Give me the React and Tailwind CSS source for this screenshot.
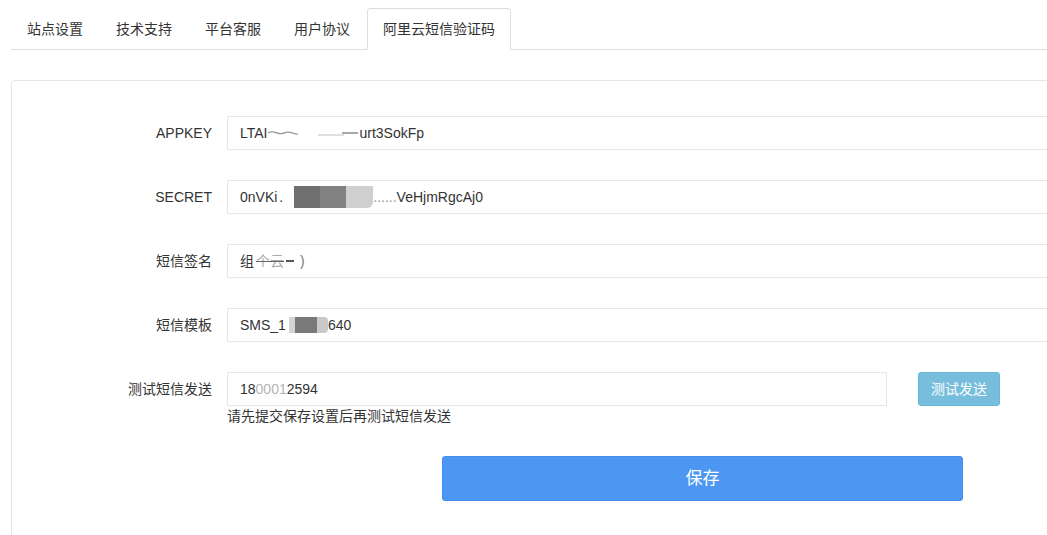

==

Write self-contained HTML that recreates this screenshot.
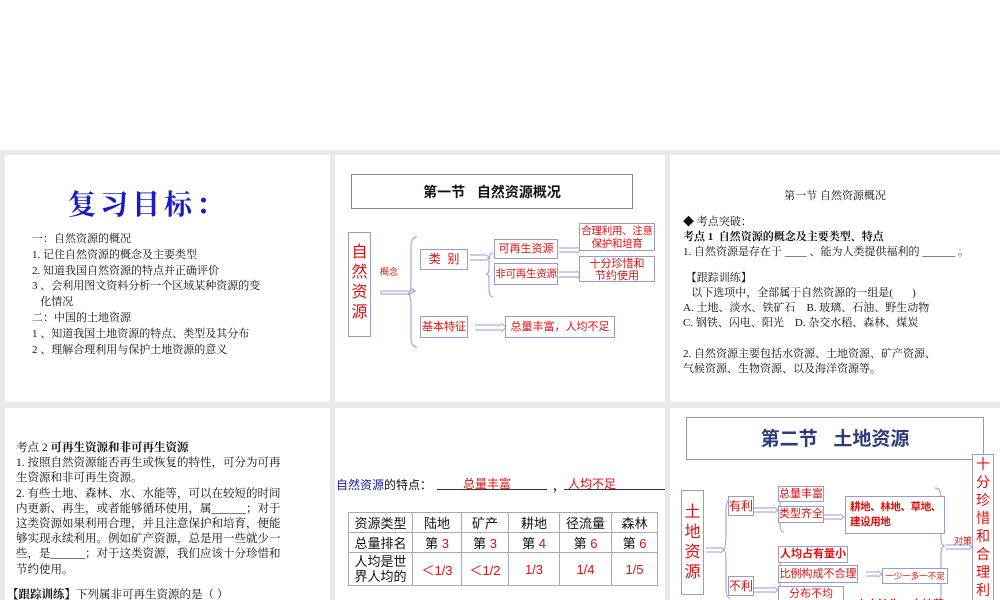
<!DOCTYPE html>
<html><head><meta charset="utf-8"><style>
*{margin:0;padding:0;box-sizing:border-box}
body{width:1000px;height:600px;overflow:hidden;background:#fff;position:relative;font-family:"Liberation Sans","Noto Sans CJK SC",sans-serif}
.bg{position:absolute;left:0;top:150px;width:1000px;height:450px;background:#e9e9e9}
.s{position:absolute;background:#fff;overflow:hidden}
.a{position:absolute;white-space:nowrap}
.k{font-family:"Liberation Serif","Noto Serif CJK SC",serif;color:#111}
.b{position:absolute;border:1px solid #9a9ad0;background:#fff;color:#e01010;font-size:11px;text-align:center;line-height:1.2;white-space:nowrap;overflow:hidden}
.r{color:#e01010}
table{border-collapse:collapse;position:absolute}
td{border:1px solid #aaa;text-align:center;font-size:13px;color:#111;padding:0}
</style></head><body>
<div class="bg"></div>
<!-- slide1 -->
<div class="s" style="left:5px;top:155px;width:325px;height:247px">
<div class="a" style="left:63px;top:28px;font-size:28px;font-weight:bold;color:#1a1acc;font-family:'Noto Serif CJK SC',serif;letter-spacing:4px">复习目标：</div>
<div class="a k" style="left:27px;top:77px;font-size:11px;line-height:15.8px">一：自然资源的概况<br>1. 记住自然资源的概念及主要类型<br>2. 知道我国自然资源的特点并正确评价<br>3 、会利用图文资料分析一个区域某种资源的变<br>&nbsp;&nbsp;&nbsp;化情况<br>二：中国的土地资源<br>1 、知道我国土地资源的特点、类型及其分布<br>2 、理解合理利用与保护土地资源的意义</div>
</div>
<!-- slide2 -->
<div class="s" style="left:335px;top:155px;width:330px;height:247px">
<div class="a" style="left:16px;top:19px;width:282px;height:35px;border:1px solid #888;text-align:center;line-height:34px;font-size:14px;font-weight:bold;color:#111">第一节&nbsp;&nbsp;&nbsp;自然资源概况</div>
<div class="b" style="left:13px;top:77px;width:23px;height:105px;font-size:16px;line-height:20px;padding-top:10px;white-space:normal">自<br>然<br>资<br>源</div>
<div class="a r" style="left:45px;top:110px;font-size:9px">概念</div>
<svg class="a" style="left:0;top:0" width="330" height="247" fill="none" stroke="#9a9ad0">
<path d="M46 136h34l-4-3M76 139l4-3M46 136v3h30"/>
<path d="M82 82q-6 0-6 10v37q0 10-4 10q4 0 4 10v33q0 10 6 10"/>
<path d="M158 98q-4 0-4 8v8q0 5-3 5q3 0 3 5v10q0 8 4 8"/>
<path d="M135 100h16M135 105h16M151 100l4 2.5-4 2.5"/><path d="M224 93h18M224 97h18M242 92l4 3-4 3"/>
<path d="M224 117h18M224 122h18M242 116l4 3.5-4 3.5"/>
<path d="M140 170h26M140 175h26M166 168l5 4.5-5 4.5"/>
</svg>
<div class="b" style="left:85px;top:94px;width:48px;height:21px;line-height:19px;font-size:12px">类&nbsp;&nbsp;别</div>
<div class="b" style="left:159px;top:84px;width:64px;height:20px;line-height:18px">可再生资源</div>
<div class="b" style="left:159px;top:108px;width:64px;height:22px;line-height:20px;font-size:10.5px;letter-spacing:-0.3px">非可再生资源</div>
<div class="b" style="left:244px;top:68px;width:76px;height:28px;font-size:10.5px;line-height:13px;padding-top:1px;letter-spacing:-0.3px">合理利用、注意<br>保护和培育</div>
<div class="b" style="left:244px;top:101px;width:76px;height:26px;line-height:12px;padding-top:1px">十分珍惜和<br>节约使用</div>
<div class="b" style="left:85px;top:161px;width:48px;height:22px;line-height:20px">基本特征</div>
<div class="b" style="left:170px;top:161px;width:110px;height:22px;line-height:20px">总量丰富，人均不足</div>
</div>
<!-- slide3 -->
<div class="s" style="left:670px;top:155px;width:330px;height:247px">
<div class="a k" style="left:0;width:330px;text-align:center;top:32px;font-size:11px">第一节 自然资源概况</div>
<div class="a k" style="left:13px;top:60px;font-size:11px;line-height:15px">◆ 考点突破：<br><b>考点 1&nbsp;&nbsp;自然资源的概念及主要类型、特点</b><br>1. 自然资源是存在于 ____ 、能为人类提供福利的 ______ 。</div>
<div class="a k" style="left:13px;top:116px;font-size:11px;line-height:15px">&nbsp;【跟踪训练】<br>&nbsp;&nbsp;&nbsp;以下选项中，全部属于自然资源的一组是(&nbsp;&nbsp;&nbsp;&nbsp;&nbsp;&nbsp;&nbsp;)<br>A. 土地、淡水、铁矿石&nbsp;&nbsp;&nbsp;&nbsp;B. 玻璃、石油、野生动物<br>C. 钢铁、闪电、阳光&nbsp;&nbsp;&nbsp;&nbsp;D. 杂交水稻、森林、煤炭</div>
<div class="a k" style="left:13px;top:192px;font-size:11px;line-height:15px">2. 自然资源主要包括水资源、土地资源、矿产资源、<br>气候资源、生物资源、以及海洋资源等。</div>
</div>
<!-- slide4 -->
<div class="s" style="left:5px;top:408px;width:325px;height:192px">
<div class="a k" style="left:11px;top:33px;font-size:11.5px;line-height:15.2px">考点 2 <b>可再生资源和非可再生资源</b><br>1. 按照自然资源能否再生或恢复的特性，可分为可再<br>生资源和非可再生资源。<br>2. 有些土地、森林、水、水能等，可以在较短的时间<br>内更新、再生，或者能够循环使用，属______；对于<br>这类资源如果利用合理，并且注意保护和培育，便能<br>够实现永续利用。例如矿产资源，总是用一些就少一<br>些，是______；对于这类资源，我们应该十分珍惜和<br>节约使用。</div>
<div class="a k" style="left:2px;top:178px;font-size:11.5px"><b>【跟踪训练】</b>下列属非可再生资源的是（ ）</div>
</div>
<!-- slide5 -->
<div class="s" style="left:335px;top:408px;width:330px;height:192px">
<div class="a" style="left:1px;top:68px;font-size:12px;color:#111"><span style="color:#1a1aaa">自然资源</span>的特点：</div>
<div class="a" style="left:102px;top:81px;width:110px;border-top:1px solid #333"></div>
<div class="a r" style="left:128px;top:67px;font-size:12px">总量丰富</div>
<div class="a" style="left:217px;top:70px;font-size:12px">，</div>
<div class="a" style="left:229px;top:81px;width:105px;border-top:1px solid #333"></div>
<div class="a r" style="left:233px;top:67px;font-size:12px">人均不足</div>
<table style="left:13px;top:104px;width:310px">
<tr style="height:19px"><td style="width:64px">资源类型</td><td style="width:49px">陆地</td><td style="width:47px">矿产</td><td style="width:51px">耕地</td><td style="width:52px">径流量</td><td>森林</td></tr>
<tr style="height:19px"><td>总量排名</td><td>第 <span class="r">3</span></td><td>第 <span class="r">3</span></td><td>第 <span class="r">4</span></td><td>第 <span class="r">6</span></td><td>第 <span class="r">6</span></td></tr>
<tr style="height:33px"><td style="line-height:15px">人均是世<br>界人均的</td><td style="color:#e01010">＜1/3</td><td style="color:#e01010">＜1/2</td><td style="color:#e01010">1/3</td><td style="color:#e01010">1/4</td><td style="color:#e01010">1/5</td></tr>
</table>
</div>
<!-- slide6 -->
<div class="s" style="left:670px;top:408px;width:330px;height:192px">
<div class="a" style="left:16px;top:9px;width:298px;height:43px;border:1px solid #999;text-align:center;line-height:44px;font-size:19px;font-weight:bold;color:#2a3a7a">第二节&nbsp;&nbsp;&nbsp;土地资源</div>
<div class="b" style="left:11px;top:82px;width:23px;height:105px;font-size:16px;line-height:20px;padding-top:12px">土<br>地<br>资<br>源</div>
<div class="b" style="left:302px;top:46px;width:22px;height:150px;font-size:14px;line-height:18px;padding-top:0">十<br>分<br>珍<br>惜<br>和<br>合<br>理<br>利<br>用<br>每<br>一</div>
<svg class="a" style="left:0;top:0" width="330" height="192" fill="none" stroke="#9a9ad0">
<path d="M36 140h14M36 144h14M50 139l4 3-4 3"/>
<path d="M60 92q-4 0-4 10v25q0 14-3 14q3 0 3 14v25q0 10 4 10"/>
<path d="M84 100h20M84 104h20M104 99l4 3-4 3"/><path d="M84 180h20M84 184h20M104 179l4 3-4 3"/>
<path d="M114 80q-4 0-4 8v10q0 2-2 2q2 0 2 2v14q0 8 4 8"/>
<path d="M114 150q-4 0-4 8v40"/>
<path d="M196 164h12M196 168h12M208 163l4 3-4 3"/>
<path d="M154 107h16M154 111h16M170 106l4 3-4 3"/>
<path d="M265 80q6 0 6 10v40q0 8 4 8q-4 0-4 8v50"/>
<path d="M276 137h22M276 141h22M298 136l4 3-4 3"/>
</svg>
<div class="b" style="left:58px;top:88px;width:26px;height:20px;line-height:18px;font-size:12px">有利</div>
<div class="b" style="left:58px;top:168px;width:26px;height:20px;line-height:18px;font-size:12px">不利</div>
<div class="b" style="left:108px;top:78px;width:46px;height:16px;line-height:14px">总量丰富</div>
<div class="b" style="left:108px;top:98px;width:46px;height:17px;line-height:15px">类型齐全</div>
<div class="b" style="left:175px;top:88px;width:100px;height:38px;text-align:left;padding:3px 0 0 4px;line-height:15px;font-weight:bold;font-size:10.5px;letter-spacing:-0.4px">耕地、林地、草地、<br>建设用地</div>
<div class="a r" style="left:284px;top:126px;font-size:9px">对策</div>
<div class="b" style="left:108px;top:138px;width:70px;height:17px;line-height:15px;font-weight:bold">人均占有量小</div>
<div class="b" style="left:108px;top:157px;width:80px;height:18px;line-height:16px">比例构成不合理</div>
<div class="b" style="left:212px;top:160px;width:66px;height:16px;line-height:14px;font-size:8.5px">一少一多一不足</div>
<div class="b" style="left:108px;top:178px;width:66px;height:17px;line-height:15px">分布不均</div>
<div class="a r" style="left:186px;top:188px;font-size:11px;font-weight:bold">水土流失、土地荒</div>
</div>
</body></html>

==

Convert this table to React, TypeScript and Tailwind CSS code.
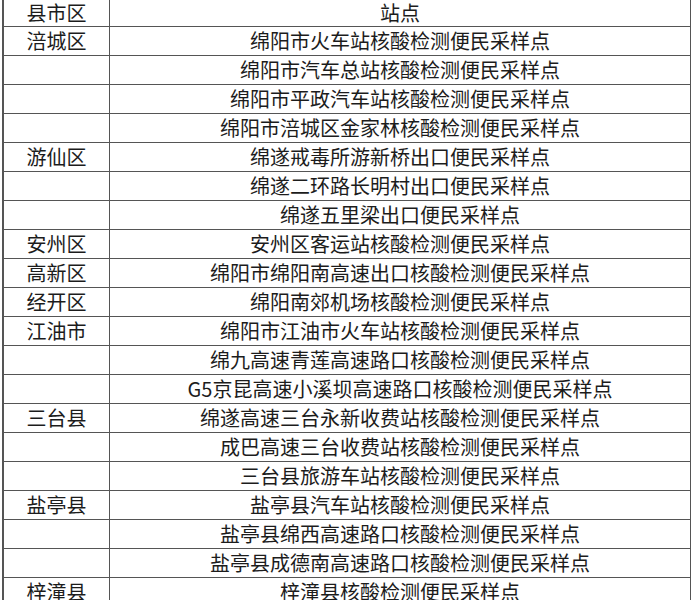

• **SHORT TASK**
Pull every line containing the word "React" out of the material.

• **OUTPUT FOR THIS EXERCISE**
Give me the React and Tailwind CSS source for this screenshot.
Convert this table to React, TypeScript and Tailwind CSS code.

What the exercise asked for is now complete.